After two full years of beating drums, blowing trumpets and waving torches in support of the inevitable presidential triumph of George W. Bush, it has suddenly begun to dawn on many in the American conservative community that Al Gore might very well be on the eve of kicking Bush’s butt. What we can learn from this is that many in the American conservative community have the political brains of a goldfish. Last weekend, Phyllis Schlafly’s Eagle Forum held its national convention in Washington and unleashed the counsel that Gov. Bush “needs to articulate conservative positions” because “conservatives need to have a reason to work for him,” as one delegate put it.

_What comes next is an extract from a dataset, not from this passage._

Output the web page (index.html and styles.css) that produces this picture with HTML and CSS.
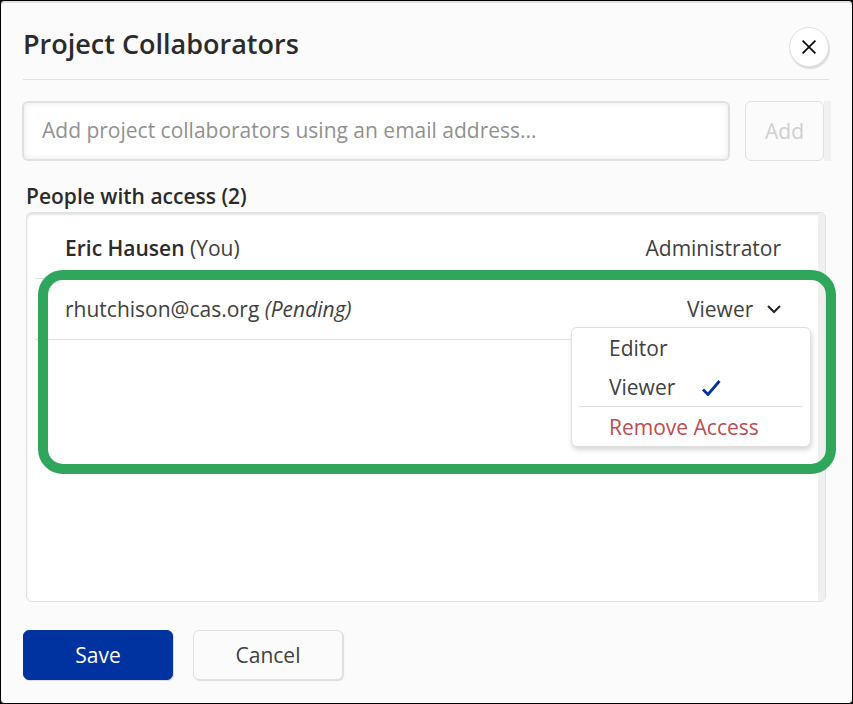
FILE: index.html
```html
<!DOCTYPE html>
<html lang="en">
<head>
    <meta charset="UTF-8">
    <meta name="viewport" content="width=device-width, initial-scale=1.0">
    <title>Project Collaborators</title>
    <link rel="stylesheet" href="styles.css">
</head>
<body>

<main class="dialog">
    <header class="dialog-header">
        <h1>Project Collaborators</h1>
        <button type="button" class="close-btn" aria-label="Close">
            <svg width="14" height="14" viewBox="0 0 14 14" fill="none" stroke="#000" stroke-width="1.7">
                <path d="M.6 .6L13.4 13.4M13.4 .6L.6 13.4"/>
            </svg>
        </button>
    </header>

    <form class="add-form">
        <input type="email" id="email" class="email-input" aria-label="Email address" placeholder="Add project collaborators using an email address...">
        <button type="button" class="add-btn" disabled>Add</button>
        <div class="track"></div>
    </form>

    <h2>People with access (2)</h2>
    <div class="people">
        <ul class="people-list">
            <li class="person">
                <span><strong>Eric Hausen</strong> (You)</span>
                <span>Administrator</span>
            </li>
            <li class="person">
                <label for="role">rhutchison@cas.org <em>(Pending)</em></label>
                <div class="role">
                    <select id="role" class="role-select">
                        <option>Editor</option>
                        <option selected>Viewer</option>
                    </select>
                    <svg class="chevron" width="14" height="10" viewBox="0 0 14 10" fill="none" stroke="#222" stroke-width="2">
                        <path d="M1 2L7 8L13 2"/>
                    </svg>
                </div>
                <div class="menu">
                    <button type="button" class="menu-item">Editor</button>
                    <button type="button" class="menu-item">Viewer
                        <svg width="20" height="18" viewBox="0 0 20 18" fill="none" stroke="#0032a0" stroke-width="2.8">
                            <path d="M2 11.5L7 16.5L18.5 3"/>
                        </svg>
                    </button>
                    <button type="button" class="menu-item remove">Remove Access</button>
                </div>
                <div class="highlight"></div>
            </li>
        </ul>
        <div class="track"></div>
    </div>

    <footer class="actions">
        <button type="button" class="btn save">Save</button>
        <button type="button" class="btn cancel">Cancel</button>
    </footer>
</main>

</body>
</html>
```
FILE: styles.css
```css
* {
    box-sizing: border-box;
}
body {
    margin: 0;
    background: #000;
    color: #404040;
    font-family: "Open Sans", "Noto Sans", sans-serif;
    font-size: 21px;
    font-weight: 400;
    line-height: 30px;
}
button,
input,
select {
    font: inherit;
    color: inherit;
}
button {
    padding: 0;
    cursor: pointer;
}
.dialog {
    display: flex;
    flex-direction: column;
    min-height: 100vh;
    padding: 24px 23px 23px 22px;
    border: 1px solid #000;
    border-radius: 4px;
    background: #fbfbfb;
    box-shadow: inset 0 2px 0 #e2e2e2;
}
.dialog-header {
    display: flex;
    justify-content: space-between;
    align-items: flex-start;
    height: 55px;
    border-bottom: 1px solid #e0e0e0;
}
h1,
h2 {
    margin: 0;
    color: #2b2b2b;
    font-weight: 600;
}
h1 {
    font-size: 27px;
    line-height: 38px;
}
h2 {
    padding: 20px 3px 0;
    font-size: 21px;
    line-height: 31px;
}
.close-btn {
    display: flex;
    align-items: center;
    justify-content: center;
    width: 40px;
    height: 40px;
    margin-top: 2px;
    border: 1px solid #e0e0e0;
    border-radius: 50%;
    background: #fff;
    box-shadow: 1px 2px 1px #ddd;
}
.add-form {
    display: flex;
    margin: 21px -2px 0 -1px;
}
.email-input {
    flex: 1;
    min-width: 0;
    height: 60px;
    margin-right: 15px;
    padding: 0 18px 2px;
    border: 2px solid #e0e0e0;
    border-radius: 6px;
    background: #fff;
    box-shadow: inset 0 0 6px #e8e8e8;
}
.email-input::placeholder {
    color: #919191;
    opacity: 1;
}
.add-btn {
    width: 79px;
    border: 1px solid #e0e0e0;
    border-radius: 6px;
    background: #fbfbfb;
    color: #d0d0d0;
}
.track {
    width: 7px;
    background: #f0f0f0;
}
.people {
    display: flex;
    flex: 1;
    min-height: 280px;
    margin: 0 3px;
    border: 1px solid #e0e0e0;
    border-radius: 6px;
    background: #fff;
    box-shadow: inset 0 2px 2px #e4e4e4;
}
.people .track {
    border-radius: 0 5px 5px 0;
}
.people-list {
    flex: 1;
    margin: 0;
    padding: 5px 7px 5px 8px;
    list-style: none;
}
.person {
    display: flex;
    justify-content: space-between;
    align-items: center;
    position: relative;
    height: 61px;
    padding: 0 30px;
    border-bottom: 1px solid #e0e0e0;
}
.person strong {
    color: #2b2b2b;
    font-weight: 600;
}
.role {
    position: relative;
}
.role-select {
    display: block;
    padding: 0 27px 0 0;
    border: 0;
    background: transparent;
    appearance: none;
}
.chevron {
    position: absolute;
    top: 10px;
    right: 0;
}
.menu {
    position: absolute;
    top: 48px;
    right: 0;
    z-index: 1;
    width: 240px;
    padding: 0 8px 0 7px;
    border: 1px solid #e0e0e0;
    border-radius: 6px;
    background: #fff;
    box-shadow: 1px 3px 5px #d8d8d8;
}
.menu-item {
    display: flex;
    align-items: center;
    gap: 26px;
    width: 100%;
    height: 39px;
    padding: 0 30px;
    border: 0;
    background: none;
}
.remove {
    height: 40px;
    border-top: 1px solid #e0e0e0;
    color: #bd4b50;
}
.highlight {
    position: absolute;
    top: -9px;
    right: -25px;
    left: 3px;
    height: 204px;
    border: 10px solid #2fa65c;
    border-radius: 25px;
    pointer-events: none;
}
.actions {
    display: flex;
    gap: 20px;
    margin-top: 28px;
}
.btn {
    width: 150px;
    height: 50px;
    border: 1px solid #e0e0e0;
    border-radius: 6px;
    background: #fbfbfb;
    box-shadow: 1px 1px 1px #ddd;
}
.save {
    border-color: #0032a0;
    background: #0032a0;
    color: #fff;
}
```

This week, National Review’s lead editorial whines that “the campaign is going badly for George W. Bush,” and insists that the Texas governor “will win it by making the public prefer a conservative to a liberal.”
To top it all off, The Weekly Standard, the neo-conservative analogue to National Review, sports as its cover article yet another pronouncement from its editor, Bill Kristol, this time on “How Bush Can Win.” Kristol’s answer is the same as that of National Review: “for starters, run as a conservative,” advises his article’s subheading.

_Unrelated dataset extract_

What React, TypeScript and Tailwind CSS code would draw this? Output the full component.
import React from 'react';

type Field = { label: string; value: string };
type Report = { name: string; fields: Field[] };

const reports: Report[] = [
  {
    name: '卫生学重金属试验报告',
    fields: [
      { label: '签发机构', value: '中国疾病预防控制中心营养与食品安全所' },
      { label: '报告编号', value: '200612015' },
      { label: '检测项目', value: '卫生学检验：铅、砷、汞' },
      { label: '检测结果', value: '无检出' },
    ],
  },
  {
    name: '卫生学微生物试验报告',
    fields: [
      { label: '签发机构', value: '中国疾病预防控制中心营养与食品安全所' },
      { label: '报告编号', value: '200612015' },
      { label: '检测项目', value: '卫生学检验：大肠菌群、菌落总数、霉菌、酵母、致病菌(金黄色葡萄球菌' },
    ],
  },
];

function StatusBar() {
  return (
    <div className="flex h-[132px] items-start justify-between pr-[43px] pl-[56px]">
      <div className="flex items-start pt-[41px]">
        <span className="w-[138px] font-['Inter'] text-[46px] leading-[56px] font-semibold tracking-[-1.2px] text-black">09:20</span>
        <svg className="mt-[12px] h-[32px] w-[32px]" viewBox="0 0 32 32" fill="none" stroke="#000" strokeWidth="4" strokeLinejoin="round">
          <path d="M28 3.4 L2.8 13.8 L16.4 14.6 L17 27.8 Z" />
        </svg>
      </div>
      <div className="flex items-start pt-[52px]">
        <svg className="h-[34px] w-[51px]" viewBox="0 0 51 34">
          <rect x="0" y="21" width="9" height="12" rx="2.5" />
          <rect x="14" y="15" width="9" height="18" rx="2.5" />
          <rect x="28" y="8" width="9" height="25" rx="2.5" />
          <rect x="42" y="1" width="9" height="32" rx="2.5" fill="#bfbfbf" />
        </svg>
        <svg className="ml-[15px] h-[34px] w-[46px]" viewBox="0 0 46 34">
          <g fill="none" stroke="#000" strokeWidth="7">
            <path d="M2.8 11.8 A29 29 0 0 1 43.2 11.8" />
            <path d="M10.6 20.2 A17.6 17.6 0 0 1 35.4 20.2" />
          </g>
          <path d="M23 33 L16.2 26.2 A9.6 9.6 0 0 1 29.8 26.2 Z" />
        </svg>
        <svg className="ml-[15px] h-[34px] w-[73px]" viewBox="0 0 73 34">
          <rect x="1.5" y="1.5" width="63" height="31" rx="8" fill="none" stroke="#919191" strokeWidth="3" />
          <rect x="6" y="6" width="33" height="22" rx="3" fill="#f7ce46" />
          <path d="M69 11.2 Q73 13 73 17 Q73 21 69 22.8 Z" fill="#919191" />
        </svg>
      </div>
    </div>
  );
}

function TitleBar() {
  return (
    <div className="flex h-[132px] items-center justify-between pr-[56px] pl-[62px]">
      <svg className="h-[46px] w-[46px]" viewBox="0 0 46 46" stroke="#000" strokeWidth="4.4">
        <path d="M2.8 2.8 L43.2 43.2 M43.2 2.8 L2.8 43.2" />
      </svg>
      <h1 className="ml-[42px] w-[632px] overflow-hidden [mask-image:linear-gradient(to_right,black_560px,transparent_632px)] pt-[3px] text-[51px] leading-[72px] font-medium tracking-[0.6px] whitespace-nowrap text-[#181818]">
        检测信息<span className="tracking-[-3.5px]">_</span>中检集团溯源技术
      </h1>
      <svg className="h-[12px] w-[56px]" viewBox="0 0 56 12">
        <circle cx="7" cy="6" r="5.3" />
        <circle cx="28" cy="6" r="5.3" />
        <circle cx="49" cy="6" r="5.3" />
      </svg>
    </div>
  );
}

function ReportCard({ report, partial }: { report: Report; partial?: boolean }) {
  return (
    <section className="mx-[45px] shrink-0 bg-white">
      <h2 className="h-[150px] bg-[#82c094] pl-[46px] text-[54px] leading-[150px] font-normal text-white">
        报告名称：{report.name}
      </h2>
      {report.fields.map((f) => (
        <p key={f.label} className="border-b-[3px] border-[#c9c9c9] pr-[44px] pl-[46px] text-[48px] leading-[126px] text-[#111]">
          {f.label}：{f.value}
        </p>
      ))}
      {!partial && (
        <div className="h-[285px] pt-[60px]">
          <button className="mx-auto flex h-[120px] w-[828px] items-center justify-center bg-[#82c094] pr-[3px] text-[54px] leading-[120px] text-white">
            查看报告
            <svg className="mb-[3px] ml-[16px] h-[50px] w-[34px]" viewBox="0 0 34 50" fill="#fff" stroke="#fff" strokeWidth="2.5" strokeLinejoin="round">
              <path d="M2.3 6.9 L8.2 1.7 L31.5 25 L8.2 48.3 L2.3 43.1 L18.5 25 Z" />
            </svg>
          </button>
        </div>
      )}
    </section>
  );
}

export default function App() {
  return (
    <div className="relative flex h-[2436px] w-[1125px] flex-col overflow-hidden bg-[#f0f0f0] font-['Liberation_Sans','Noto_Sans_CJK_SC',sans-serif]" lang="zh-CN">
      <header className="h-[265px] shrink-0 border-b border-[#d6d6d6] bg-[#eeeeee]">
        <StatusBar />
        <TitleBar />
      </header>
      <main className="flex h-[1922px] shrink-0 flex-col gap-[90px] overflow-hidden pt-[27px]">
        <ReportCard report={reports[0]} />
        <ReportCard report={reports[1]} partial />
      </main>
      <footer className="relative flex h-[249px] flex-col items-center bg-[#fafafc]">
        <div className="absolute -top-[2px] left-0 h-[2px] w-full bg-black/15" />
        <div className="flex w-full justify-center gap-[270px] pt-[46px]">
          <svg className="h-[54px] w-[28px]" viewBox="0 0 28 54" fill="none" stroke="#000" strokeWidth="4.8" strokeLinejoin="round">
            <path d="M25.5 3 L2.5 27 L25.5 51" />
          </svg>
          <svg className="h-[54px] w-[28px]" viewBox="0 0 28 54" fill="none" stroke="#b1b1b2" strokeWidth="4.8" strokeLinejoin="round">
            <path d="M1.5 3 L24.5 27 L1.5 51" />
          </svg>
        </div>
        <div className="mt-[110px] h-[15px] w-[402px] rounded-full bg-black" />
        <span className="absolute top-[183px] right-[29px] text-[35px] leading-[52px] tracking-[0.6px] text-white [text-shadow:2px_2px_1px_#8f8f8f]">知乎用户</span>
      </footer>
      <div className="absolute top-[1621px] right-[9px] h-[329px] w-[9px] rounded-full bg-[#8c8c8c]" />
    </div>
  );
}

That advice is especially sweet, considering how back in February, when Bush lost the New Hampshire primary to John McCain, Kristol pronounced yet again in The Washington Post that “leaderless, rudderless, and issueless, the conservative movement … is finished” and called for “a new governing agenda for a potential new political majority” that his hero of the week, McCain, was supposed to lead.
But if Bush really turns out to be the loser he seems to be, and if he really is losing in part because he’s failed to express conservative beliefs, the very conservatives who are now whimpering about the impending disaster have only themselves to blame. Most of them clambered onto the Bush bandwagon long before the current campaign; most would not hear of any other contender for the GOP nomination; most managed to fool themselves, and anyone dim enough to pay much attention to them, that the Texas governor really was a conservative. Now they’re astounded to learn that he offers even the milkish conservatism of the Beltway virtually nothing.

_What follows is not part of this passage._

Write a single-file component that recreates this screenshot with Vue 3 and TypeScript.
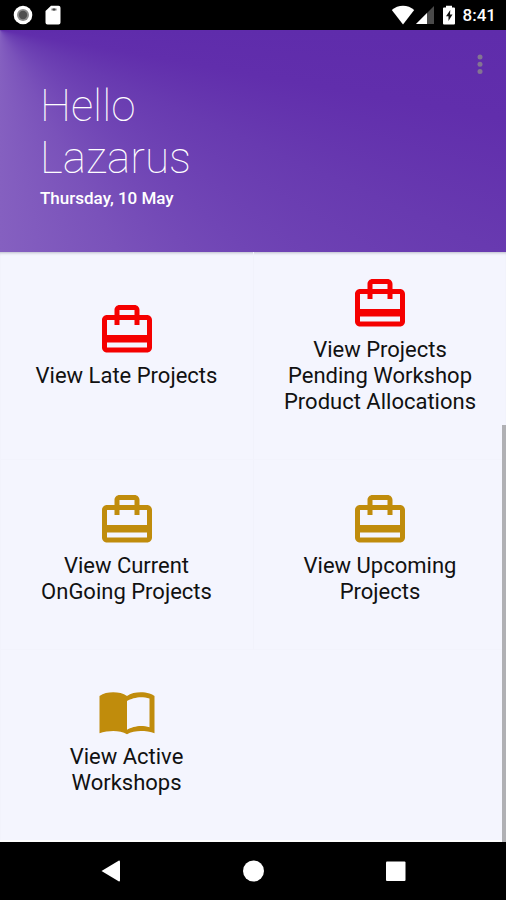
<script setup lang="ts">
interface Tile {
  label: string
  icon: 'bag' | 'book'
  tone: 'late' | 'normal'
}

const tiles: Tile[] = [
  { label: 'View Late Projects', icon: 'bag', tone: 'late' },
  { label: 'View Projects\nPending Workshop\nProduct Allocations', icon: 'bag', tone: 'late' },
  { label: 'View Current\nOnGoing Projects', icon: 'bag', tone: 'normal' },
  { label: 'View Upcoming\nProjects', icon: 'bag', tone: 'normal' },
  { label: 'View Active\nWorkshops', icon: 'book', tone: 'normal' },
]

const iconPaths: Record<Tile['icon'], string> = {
  bag: 'M20 6h-3V4c0-1.11-.89-2-2-2H9c-1.11 0-2 .89-2 2v2H4c-1.11 0-2 .89-2 2v11c0 1.11.89 2 2 2h16c1.11 0 2-.89 2-2V8c0-1.11-.89-2-2-2zM9 4h6v2H9V4zm11 15H4v-2h16v2zm0-5H4V8h3v2h2V8h6v2h2V8h3v6z',
  book: 'M21 5c-1.11-.35-2.33-.5-3.5-.5-1.95 0-4.05.4-5.5 1.5-1.45-1.1-3.55-1.5-5.5-1.5S2.45 4.9 1 6v14.9C2.45 20.35 5.05 20 6.5 20c1.95 0 4.05.3 5.5 1.3 1.35-.85 3.8-1.3 5.5-1.3 1.65 0 4.1.2 5.5.9V6c-.6-.45-1.25-.75-2-1zm0 13.5c-1.1-.35-2.3-.5-3.5-.5-1.7 0-4.15.65-5.5 1.5V8c1.35-.85 3.8-1.5 5.5-1.5 1.2 0 2.4.15 3.5.5v11.5z',
}
</script>

<template>
  <div class="screen">
    <div class="status">
      <svg class="status-icon" viewBox="0 0 20 20" aria-hidden="true">
        <circle cx="10" cy="10" r="9.3" fill="#fff" />
        <circle cx="10" cy="10" r="6" fill="#8c8c8c" />
        <circle cx="10" cy="10" r="4.2" fill="#505050" />
      </svg>
      <svg class="status-icon card" viewBox="0 0 20 20" aria-hidden="true">
        <path d="M8 .8h7.500a2 2 0 0 1 2 2v14.700a2 2 0 0 1-2 2h-11a2 2 0 0 1-2-2V6z" fill="#fff" />
        <path d="M8.500 3.500h5v2h-5z" fill="#777" />
        <path d="M10.200 3.500h1.600v2h-1.600z" fill="#333" />
      </svg>
      <span class="spacer"></span>
      <svg class="wifi" viewBox="0 0 24 20" aria-hidden="true">
        <path d="M12 19.500L.8 5C7-.7 17-.7 23.200 5z" fill="#fff" />
      </svg>
      <svg class="status-icon" viewBox="0 0 20 20" aria-hidden="true">
        <path d="M19 1v18H1z" fill="#4a4a4a" />
        <path d="M12 8v11H1z" fill="#fff" />
      </svg>
      <svg class="battery" viewBox="0 0 14 20" aria-hidden="true">
        <path d="M4 .8h6v1.700h2q1 0 1 1v15q0 1-1 1H2q-1 0-1-1v-15q0-1 1-1h2z" fill="#fff" />
        <path d="M8.300 5L4 11.200H6.500V16L10.500 9.500H8z" fill="#111" />
      </svg>
      <span class="clock">8:41</span>
    </div>

    <header class="hero">
      <div>
        <h1 class="greeting">Hello<br />Lazarus</h1>
        <p class="date">Thursday, 10 May</p>
      </div>
      <button class="more" type="button" aria-label="More options">
        <svg viewBox="0 0 24 24" aria-hidden="true">
          <circle cx="12" cy="5" r="2.500" />
          <circle cx="12" cy="12.300" r="2.500" />
          <circle cx="12" cy="19.600" r="2.500" />
        </svg>
      </button>
    </header>

    <main class="content">
      <div class="grid">
        <button v-for="tile in tiles" :key="tile.label" class="tile" type="button">
          <svg class="tile-icon" :class="tile.tone" viewBox="0 0 24 24" aria-hidden="true">
            <path :d="iconPaths[tile.icon]" />
          </svg>
          <span class="tile-label">{{ tile.label }}</span>
        </button>
      </div>
      <div class="scrollbar"></div>
    </main>

    <nav class="navbar">
      <button type="button" aria-label="Back">
        <svg viewBox="0 0 24 24"><path d="M2.500 12L20 1.500q1 0 1 1v19q0 1-1 1z" /></svg>
      </button>
      <button type="button" aria-label="Home">
        <svg viewBox="0 0 24 24"><circle cx="12.500" cy="12" r="10.500" /></svg>
      </button>
      <button type="button" aria-label="Recent apps">
        <svg viewBox="0 0 24 24"><rect x="3" y="2.500" width="19.500" height="19.500" rx="1" /></svg>
      </button>
    </nav>
  </div>
</template>

<style>
body {
  margin: 0;
  background: #000;
}
</style>

<style scoped>
.screen {
  display: flex;
  flex-direction: column;
  min-height: 100vh;
  font-family: Roboto, 'Liberation Sans', sans-serif;
  background: #f4f5fe;
}

button {
  margin: 0;
  padding: 0;
  border: 0;
  background: none;
  font: inherit;
  color: inherit;
  cursor: pointer;
}

.status {
  display: flex;
  align-items: center;
  height: 30px;
  padding: 0 10px 0 13px;
  background: #000;
  color: #fff;
}

.status-icon {
  width: 20px;
  height: 20px;
}

.card {
  margin-left: 10px;
}

.spacer {
  flex: 1;
}

.wifi {
  width: 24px;
  height: 20px;
}

.battery {
  width: 14px;
  height: 20px;
  margin: 0 7px;
}

.clock {
  font-size: 17px;
  font-weight: 500;
  line-height: 32px;
}

.hero {
  display: flex;
  justify-content: space-between;
  align-items: flex-start;
  padding: 22px 14px 44px 40px;
  background: conic-gradient(from 90deg at 0 0, #5f2cab 0deg, #612eac 10deg, #683ab0 24deg, #7045b5 42deg, #7a52ba 62deg, #8560c0 90deg, #8560c0 360deg);
  color: #fff;
}

.greeting {
  margin: 28px 0 0;
  font-size: 44px;
  font-weight: 100;
  line-height: 52px;
}

.date {
  margin: 4px 0 0;
  font-size: 17px;
  font-weight: 500;
  line-height: 20px;
}

.more {
  display: flex;
}

.more svg {
  width: 24px;
  height: 24px;
  fill: #837592;
}

.content {
  position: relative;
  display: flex;
  flex: 1;
  border-bottom: 2px solid #fff;
  box-shadow: inset 0 3px 3px -2px #b9bac8;
}

.grid {
  display: grid;
  flex: 1;
  grid-template-columns: 1fr 1fr;
  grid-template-rows: 12fr 11fr 11fr;
}

.tile {
  display: flex;
  flex-direction: column;
  align-items: center;
  justify-content: center;
  gap: 3px;
  padding-bottom: 13px;
  color: #111;
}

.tile:nth-child(-n + 2) {
  padding-bottom: 21px;
}

.tile:nth-child(-n + 4) {
  border-bottom: 1px solid #f2f3fc;
}

.tile:nth-child(even) {
  border-left: 1px solid #f1f2fb;
}

.tile-icon {
  width: 60px;
  height: 60px;
}

.late {
  fill: #f50000;
}

.normal {
  fill: #c08c0c;
}

.tile-label {
  font-size: 22px;
  line-height: 26px;
  text-align: center;
  white-space: pre-line;
}

.scrollbar {
  position: absolute;
  right: 0;
  bottom: -2px;
  width: 4px;
  height: 71%;
  background: #b0b0b4;
}

.navbar {
  display: flex;
  height: 58px;
  padding: 0 40px;
  background: #000;
}

.navbar button {
  display: flex;
  flex: 1;
  align-items: center;
  justify-content: center;
}

.navbar svg {
  width: 24px;
  height: 24px;
  fill: #fff;
}
</style>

But why should he offer more? Having exploited the conservatives’ self-induced hysteria about Bill Clinton and Al Gore, Bush and his team of slickmeisters succeeded in making most conservatives think the real conservative principle consists simply in not being Bill Clinton or Al Gore. Bush didn’t have to lie to the right; it had already lied itself into believing he was the man who could and would bear its banner.
It’s quite true that Bush essentially settled the nomination with his victory over McCain in the South Carolina primary, and he did so by running well to the right of the Arizona senator. And it’s also true that Bush has stayed in the lead in this election mainly by keeping the support of white male voters, who form the backbone of Republican conservatism at the grassroots level.
But Gore, having secured his own political base among ethnic minorities (including a 20-point lead among the Hispanic voters whom Bush was ballyhooed as being able to win), is now penetrating even that GOP base. As the Washington Post reported last week, “Gore’s aggressive pursuit of a populism that pits the middle class against the elite, corporations and the wealthy has provided a way to counter his major liability among white men: their doubts about his strength and leadership.” The Post attributes to this tactic the vice president’s rise in polls in “the battleground states of Michigan, Ohio and Missouri that hold the balance of power in the 2000 election. Among all voters in each of these states,” Gore “is either fully competitive with, or slightly ahead of” Gov. Bush.
What Gore discovered is that class warfare works. His is essentially the same strategy, with a leftish twist, that won the White House for Richard Nixon and Ronald Reagan as the “Southern strategy,” a battle plan that Bush and the current leaders of the Stupid Party have consciously and deliberately abandoned for the moronic scheme of trying to win non-whites instead.
If the Bush campaign fails, as now seems likely, the Beltway Right will fail along with it, and the class and ethnic lines of social and political conflict in this country will resume the shape they have had for the last quarter century. Not until they do will a real right be able to replace the phony one that has given us a phony conservative as a leader and now wonders why he doesn’t act and talk like a conservative at all.